Konkreter Anlass für die Sperrungen waren extreme Zustände durch eine Baustelle im Frühjahr, die sich nicht nur auf die Dörfer unmittelbar an der A8 auswirkten, sondern die komplette Region im Umkreis von bis zu 20 Kilometern lahmlegten.
«Es kam hier zu Szenen, dass selbst in Wohngebieten Stau war, dass einspurige Gemeindeverbindungsstraßen blockiert waren, und dass selbst über Feldwege plötzlich 40-Tonner gefahren sind», schilderte Landrat Otto Lederer (CSU) beim Aufstellen der ersten Schilder in Frasdorf. Maxi Keil von der Bürgerinitiative «Staufreies Dorf» ergänzte, dass die Feuerwehrleute bei Einsätzen gar nicht erst zum Feuerwehrhaus durchgekommen seien. Bauern konnten die Ernte nicht einfahren, der mobile Pflegedienst den Senioren nicht rechtzeitig ihre Medikamente verabreichen.

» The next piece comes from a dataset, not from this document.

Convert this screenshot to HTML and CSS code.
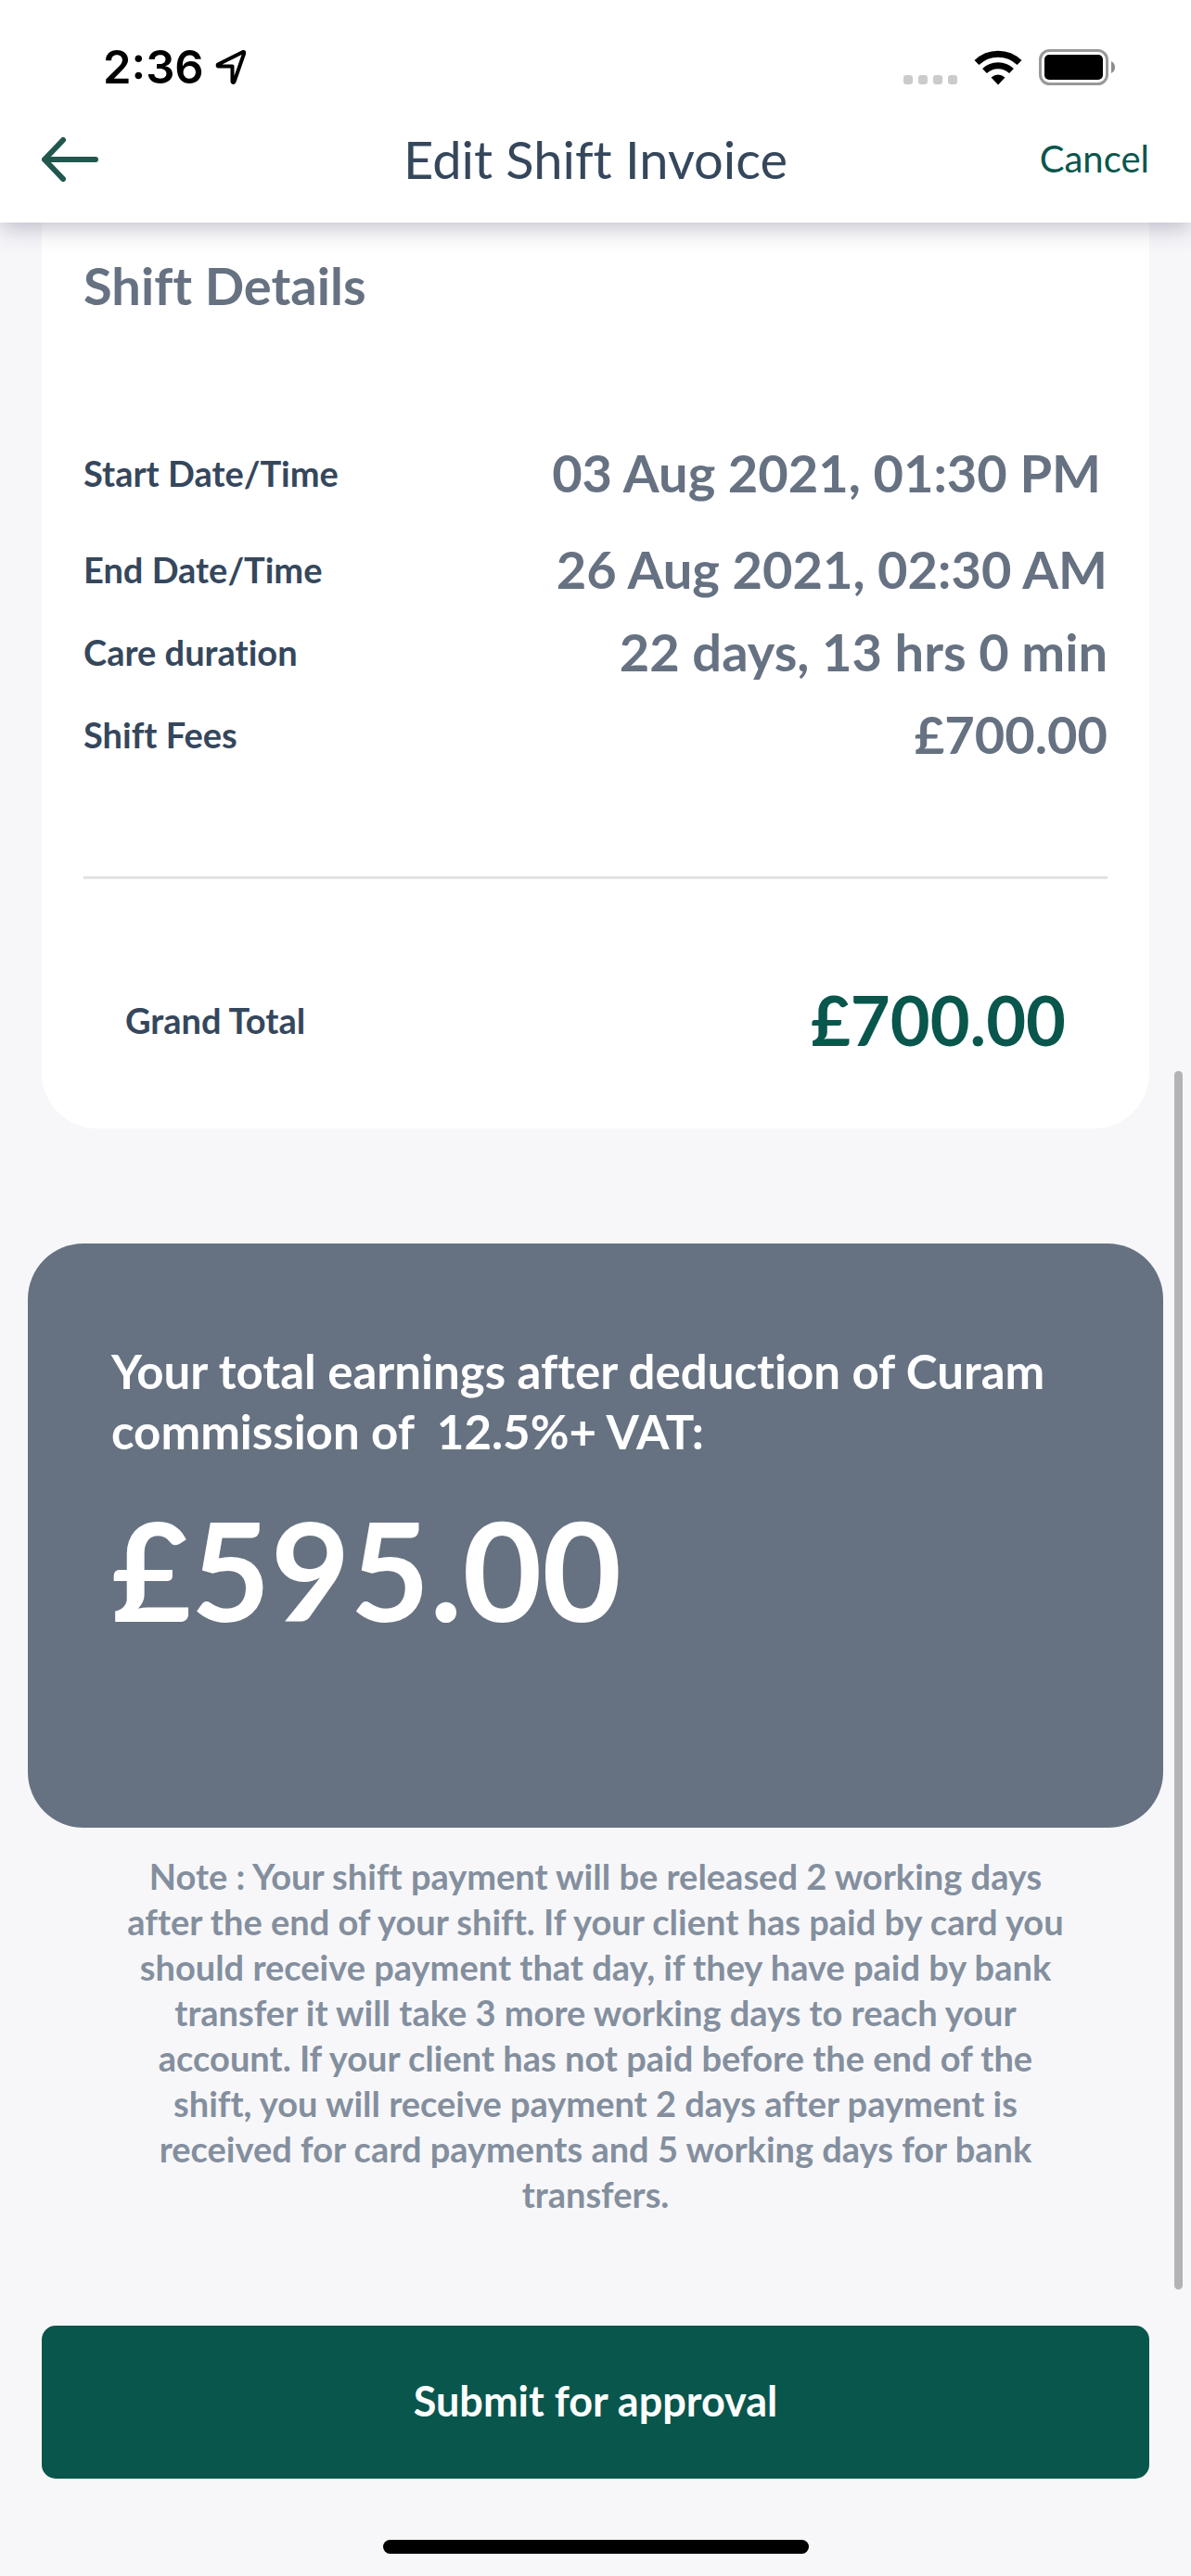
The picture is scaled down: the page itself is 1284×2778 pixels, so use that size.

Wie kam es zu der Entscheidung?
Die Bürgermeister der Region wandten sich letztlich in einem gemeinsamen Brief an Bundesverkehrsminister Patrick Schnieder (CDU). Nachdem das Ministerium Ende Juli antwortete, dass Durchfahrverbote nach seiner Einschätzung rechtlich möglich sind - was nach Einschätzung des Landrats Lederer einen Paradigmenwechsel bedeutet -, war der Weg frei. Letztlich wurden die Sperrungen vom Landratsamt Rosenheim in Abstimmung mit den betroffenen Gemeinden beschlossen.
Gibt es ein Vorbild?
Ja. Im angrenzenden österreichischen Bundesland Tirol gibt es seit Jahren Durchfahrverbote. An den Abfahrten stehen dann speziell geschulte «Straßenaufsichtsorgane» in gelben Warnwesten und verweigern allen ohne Ziel in der Region die Weiterfahrt. Auch auf deutscher Seite gibt es bereits Durchfahrtsverbote für Lastwagen, die den Ausweichverkehr verhindern, wenn es wegen des Dosierverkehrs auf der Inntalautobahn Stau gibt.
Sind die Durchfahrtverbote eine langfristige Lösung?
Ob die Sperrungen die erhoffte Entlastung bringen, müsse sich nun zeigen, sagte Lederer. Er betonte, dass der Verkehr bei einer Überlastung des Autobahnnetzes sehr viel großräumiger und koordiniert auf Bundesstraßen umgeleitet werden müsste.
Der ADAC Südbayern resümierte, dass Durchfahrtsperren nicht die langfristige Lösung sein könnten, weil sie die eigentlichen Probleme nicht beseitigten. Nötig seien ganzheitliche Lösungsansätze, an denen länderübergreifend gearbeitet werden müsse. Konkret bei der A8 müsse der Ausbau zwischen Rosenheim und der Grenze bei Piding/Walserberg vorangetrieben werden. Wichtig sei auch eine Integration der Sperrungen in die Navigationssysteme. Doch darauf, das betonte Landrat Lederer, habe man keinen Einfluss - man könne die Firmen nur darum bitten.
Wollen andere Landkreise nachziehen?
Die Auswirkungen der Sperrungen werden nicht nur von den ebenfalls betroffenen Nachbarlandkreisen, sondern von vielen staugeplagten Regionen genaustens beobachtet. «Das hat eine Signalwirkung für das gesamte Bundesgebiet», betonte der Bürgermeister von Frasdorf, Daniel Mair. Entsprechend gebe es schon zahlreiche Nachfragen.
Einer der Kandidaten ist etwa der Landkreis Ostallgäu, wo die Blockabfertigung am Tiroler Grenztunnel regelmäßig für Stau auf der A7 sorgt. Mehrere Kommunen dort hatten sich deswegen bereits mit einer Petition an den Bayerischen Landtag gewandt.